The covered bridge at the end of the road

Oh oh.

Always bring ear plugs...

Spectacular coast line

Mud flats are exposed as the tide goes out

Now you can use "neap" in a sentence...

Synchronise your watches

Low tide

That's why they're called Flower Pots


Good thing we synchronised our watches

View from the top at low tide...

and at high tide

Our final New Brunswick visit was to Moncton, the location of a big motorcycle rally while we were there. There was more black leather, chrome and fringes than you could shake a stick at, and our Gore-Tex suits and colourful motorbikes just didn't fit in. There was one thing we wanted to try in Moncton, however, and that was Magnetic Hill. Apparently, for $5, one could drive to the bottom of the hill, put the car in neutral, and sit back and watch as it rolled backward up the hill. What a strange country this was. Since our motorcycles couldn't roll up the hill backwards, we got in for free. We rode to the bottom of the hill, put the bikes in neutral, and sure enough, they rolled uphill. Amazing. You'll have to go there and try it for yourself for a full appreciation of the event. (Or just ask the Pardoe boys for a full explanation). A nearby Beavertail booth was just what we needed after the hill experiment. We had planned on trying one in Ottawa, home of the original Beavertails, but this was close enough. (Some of you might have to Google 'Beavertails' at this point). In the parking lot we met a couple two-up on a Goldwing from Claresholm, Alberta. Small world.

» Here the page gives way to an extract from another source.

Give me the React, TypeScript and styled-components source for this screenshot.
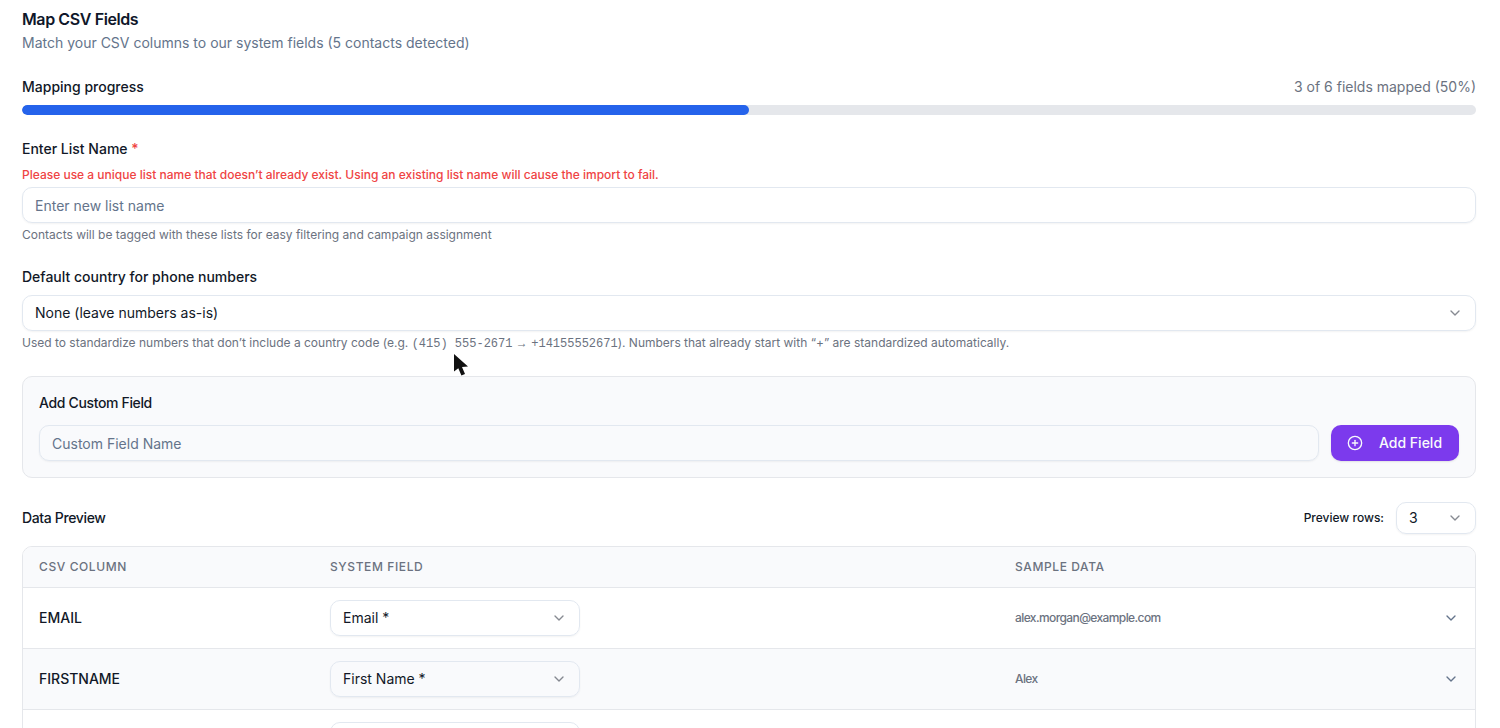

Getting pulled into the Magnetic Hill

Eating BeaverTails can make you do crazy things

All in all, it was really great to be back in Canada. A little predictability in grocery stores never hurt, and we knew without hesitation what the currency was worth. I didn't miss haggling on the price of goods, but things were rather expensive. We were shocked at the price of gas, food, and clothing. Maybe it was just the high provincial sales tax, but it would be something to get used to as we turned back south, towards Nova Scotia.